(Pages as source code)
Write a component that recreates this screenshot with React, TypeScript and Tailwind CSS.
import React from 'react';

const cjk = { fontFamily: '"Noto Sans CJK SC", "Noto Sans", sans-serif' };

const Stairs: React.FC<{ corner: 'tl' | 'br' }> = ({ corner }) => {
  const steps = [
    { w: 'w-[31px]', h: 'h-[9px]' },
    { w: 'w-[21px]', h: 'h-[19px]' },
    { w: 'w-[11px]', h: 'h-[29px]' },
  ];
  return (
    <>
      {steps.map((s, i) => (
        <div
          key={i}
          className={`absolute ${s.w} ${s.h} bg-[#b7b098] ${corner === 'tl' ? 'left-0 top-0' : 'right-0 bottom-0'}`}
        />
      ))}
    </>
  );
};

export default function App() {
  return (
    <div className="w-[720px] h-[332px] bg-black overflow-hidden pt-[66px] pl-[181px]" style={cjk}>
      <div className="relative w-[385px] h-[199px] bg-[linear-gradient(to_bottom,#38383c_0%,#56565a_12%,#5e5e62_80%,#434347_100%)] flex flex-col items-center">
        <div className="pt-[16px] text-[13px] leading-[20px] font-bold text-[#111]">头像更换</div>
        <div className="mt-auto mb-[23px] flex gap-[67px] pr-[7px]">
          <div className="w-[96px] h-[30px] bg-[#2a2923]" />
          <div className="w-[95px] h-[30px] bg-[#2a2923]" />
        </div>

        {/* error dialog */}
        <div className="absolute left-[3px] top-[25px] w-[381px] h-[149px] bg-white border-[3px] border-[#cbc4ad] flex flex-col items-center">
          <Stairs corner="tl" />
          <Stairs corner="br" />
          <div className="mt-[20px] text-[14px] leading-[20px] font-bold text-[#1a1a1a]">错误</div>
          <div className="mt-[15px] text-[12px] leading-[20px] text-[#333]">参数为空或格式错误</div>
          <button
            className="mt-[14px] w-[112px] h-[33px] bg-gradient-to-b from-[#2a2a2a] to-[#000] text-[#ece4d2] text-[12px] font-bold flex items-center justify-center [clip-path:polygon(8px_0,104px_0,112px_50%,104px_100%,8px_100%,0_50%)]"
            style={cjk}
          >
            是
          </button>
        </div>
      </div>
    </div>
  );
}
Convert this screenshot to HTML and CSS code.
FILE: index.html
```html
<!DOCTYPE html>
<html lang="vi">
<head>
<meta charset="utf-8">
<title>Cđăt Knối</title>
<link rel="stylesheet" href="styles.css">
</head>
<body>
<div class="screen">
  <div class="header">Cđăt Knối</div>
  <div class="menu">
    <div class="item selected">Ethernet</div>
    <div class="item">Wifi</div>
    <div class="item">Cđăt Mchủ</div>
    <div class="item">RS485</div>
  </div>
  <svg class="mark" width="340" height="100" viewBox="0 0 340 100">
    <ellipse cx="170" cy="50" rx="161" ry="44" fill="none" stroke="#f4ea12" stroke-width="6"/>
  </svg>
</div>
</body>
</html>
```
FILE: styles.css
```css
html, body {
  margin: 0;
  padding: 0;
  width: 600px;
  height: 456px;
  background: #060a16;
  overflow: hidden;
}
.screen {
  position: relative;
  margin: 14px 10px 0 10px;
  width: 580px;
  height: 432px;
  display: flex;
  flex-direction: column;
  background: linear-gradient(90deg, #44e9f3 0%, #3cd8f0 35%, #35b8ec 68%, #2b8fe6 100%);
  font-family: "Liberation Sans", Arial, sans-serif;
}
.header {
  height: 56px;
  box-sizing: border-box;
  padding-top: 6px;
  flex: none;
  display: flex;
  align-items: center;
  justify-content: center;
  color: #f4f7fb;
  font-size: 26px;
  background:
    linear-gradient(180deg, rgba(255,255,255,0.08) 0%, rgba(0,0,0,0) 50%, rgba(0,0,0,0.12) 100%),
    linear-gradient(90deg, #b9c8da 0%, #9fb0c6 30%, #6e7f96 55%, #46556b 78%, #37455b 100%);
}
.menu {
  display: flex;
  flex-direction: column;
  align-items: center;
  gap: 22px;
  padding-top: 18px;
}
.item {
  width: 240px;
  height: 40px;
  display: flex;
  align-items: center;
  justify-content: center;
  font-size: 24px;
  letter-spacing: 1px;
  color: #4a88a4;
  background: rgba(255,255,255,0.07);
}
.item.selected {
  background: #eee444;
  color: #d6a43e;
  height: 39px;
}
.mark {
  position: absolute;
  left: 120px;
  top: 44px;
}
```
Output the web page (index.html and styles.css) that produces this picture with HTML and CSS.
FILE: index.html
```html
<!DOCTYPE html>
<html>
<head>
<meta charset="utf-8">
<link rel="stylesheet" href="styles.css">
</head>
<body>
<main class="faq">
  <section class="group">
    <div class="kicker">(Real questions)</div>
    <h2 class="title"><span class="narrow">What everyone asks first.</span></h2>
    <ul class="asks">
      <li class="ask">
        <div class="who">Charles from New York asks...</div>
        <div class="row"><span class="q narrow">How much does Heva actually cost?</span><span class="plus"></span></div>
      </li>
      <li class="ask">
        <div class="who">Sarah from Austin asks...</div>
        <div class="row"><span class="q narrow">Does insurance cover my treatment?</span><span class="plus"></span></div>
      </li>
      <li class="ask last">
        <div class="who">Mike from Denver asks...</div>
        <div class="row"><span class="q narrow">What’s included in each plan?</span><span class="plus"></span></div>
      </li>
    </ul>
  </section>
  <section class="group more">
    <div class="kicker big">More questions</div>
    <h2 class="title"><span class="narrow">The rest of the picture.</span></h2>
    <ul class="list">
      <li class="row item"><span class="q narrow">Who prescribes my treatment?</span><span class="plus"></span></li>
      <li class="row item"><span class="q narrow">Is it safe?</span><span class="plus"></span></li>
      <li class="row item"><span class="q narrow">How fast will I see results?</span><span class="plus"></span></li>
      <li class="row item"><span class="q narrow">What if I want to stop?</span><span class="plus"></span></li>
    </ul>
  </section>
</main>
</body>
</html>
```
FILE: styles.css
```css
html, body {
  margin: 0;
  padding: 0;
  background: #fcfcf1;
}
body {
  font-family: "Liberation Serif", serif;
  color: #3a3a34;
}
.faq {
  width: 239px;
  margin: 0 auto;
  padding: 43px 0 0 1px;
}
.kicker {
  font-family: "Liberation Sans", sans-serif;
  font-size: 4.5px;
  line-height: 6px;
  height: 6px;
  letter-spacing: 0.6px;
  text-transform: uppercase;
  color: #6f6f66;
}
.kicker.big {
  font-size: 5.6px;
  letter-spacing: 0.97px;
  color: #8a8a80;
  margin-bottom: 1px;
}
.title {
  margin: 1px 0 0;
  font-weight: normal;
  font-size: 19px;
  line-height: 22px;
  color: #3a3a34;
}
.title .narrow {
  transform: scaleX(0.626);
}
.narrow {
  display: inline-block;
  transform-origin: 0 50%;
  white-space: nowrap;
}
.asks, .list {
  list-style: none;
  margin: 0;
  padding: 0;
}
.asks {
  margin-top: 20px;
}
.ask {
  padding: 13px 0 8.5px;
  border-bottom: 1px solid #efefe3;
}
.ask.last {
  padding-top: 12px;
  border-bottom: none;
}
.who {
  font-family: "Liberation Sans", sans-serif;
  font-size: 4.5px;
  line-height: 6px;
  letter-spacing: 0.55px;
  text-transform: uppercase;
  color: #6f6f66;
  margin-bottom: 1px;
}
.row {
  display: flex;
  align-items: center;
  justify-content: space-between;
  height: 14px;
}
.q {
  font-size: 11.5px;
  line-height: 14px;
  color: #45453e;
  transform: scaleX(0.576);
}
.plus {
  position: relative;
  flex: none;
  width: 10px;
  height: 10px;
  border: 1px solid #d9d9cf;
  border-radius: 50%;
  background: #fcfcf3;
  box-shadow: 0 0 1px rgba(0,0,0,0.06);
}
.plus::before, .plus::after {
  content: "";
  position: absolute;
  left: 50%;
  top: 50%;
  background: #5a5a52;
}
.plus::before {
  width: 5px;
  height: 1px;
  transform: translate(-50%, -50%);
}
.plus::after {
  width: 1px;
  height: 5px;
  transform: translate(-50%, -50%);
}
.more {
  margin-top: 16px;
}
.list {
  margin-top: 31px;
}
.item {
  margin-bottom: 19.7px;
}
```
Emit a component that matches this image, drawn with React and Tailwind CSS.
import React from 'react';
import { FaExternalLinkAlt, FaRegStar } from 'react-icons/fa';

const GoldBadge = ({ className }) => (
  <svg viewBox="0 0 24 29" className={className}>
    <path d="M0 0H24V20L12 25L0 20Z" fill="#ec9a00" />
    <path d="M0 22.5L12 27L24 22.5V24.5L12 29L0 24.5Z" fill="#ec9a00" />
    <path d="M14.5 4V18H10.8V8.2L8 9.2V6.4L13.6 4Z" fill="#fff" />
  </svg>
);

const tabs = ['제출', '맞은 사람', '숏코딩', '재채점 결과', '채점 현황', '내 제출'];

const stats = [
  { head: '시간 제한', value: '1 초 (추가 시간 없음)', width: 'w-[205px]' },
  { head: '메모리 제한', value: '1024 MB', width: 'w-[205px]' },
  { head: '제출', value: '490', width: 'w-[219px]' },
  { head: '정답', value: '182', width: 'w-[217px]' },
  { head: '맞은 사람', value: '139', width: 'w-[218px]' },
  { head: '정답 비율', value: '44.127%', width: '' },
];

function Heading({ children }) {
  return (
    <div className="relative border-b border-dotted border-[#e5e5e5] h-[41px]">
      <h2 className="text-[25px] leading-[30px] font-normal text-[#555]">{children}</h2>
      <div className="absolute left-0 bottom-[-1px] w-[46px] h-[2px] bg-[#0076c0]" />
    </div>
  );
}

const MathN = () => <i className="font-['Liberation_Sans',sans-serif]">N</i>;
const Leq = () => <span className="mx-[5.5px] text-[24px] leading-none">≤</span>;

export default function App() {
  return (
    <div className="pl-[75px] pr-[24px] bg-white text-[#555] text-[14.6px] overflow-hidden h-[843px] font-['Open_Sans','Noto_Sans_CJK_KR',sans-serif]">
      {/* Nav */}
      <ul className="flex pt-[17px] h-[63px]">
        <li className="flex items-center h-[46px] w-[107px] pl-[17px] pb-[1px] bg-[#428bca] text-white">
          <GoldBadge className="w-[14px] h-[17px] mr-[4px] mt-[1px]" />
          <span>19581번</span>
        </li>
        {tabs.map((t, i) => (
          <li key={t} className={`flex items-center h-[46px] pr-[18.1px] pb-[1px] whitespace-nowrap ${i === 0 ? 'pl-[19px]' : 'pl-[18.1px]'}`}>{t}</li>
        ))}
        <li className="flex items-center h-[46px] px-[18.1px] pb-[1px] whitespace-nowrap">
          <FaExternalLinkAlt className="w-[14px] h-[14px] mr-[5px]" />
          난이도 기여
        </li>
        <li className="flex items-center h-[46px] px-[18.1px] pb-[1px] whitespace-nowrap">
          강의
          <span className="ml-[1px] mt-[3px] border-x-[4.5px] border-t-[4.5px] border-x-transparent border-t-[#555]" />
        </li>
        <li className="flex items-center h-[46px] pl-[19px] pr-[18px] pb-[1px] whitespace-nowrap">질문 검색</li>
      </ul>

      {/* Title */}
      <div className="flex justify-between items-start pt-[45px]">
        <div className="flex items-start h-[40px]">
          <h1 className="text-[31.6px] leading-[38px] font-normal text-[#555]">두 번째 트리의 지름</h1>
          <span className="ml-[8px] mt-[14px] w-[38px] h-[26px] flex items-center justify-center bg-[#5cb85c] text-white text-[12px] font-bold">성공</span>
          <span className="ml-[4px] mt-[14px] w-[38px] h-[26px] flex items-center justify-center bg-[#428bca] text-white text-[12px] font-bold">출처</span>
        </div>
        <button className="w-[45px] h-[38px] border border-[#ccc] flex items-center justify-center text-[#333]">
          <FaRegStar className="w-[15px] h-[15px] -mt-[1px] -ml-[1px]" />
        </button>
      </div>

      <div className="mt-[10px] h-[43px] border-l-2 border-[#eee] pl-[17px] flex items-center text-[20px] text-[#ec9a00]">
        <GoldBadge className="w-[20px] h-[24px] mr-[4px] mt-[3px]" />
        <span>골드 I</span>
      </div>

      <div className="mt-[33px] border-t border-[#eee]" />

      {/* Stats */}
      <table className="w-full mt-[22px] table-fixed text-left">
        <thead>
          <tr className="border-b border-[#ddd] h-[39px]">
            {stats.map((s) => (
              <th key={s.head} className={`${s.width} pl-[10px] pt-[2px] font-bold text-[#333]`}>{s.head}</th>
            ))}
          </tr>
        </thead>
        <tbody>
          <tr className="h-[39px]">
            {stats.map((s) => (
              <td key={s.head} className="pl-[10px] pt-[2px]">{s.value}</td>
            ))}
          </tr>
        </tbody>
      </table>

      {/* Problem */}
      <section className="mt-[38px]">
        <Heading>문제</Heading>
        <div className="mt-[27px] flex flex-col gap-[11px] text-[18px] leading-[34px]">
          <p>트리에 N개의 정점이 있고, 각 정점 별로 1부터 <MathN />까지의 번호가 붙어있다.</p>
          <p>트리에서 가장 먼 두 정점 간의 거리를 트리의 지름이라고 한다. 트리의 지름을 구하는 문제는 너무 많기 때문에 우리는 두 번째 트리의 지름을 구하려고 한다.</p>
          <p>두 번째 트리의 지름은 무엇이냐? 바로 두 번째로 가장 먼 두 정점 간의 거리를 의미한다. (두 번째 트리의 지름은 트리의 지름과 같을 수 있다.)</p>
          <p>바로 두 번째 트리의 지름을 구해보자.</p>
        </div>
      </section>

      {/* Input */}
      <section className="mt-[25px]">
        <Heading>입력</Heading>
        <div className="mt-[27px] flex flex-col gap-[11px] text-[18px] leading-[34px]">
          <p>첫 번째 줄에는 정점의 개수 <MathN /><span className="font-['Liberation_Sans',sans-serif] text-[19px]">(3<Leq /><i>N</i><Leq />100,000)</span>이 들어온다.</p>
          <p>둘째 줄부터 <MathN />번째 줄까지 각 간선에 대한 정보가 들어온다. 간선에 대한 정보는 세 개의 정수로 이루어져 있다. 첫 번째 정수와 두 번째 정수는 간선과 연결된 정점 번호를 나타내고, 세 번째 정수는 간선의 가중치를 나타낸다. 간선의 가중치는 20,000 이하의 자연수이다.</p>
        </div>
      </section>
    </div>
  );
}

*TASK STATEMENT:*
Among the entries above, find the line with "Emit a component" and the line with "const tabs = ['제출', '맞은"; give again exactly these two lines and all lines between them.

*RESULT FOR THIS TASK:*
Emit a component that matches this image, drawn with React and Tailwind CSS.
import React from 'react';
import { FaExternalLinkAlt, FaRegStar } from 'react-icons/fa';

const GoldBadge = ({ className }) => (
  <svg viewBox="0 0 24 29" className={className}>
    <path d="M0 0H24V20L12 25L0 20Z" fill="#ec9a00" />
    <path d="M0 22.5L12 27L24 22.5V24.5L12 29L0 24.5Z" fill="#ec9a00" />
    <path d="M14.5 4V18H10.8V8.2L8 9.2V6.4L13.6 4Z" fill="#fff" />
  </svg>
);

const tabs = ['제출', '맞은 사람', '숏코딩', '재채점 결과', '채점 현황', '내 제출'];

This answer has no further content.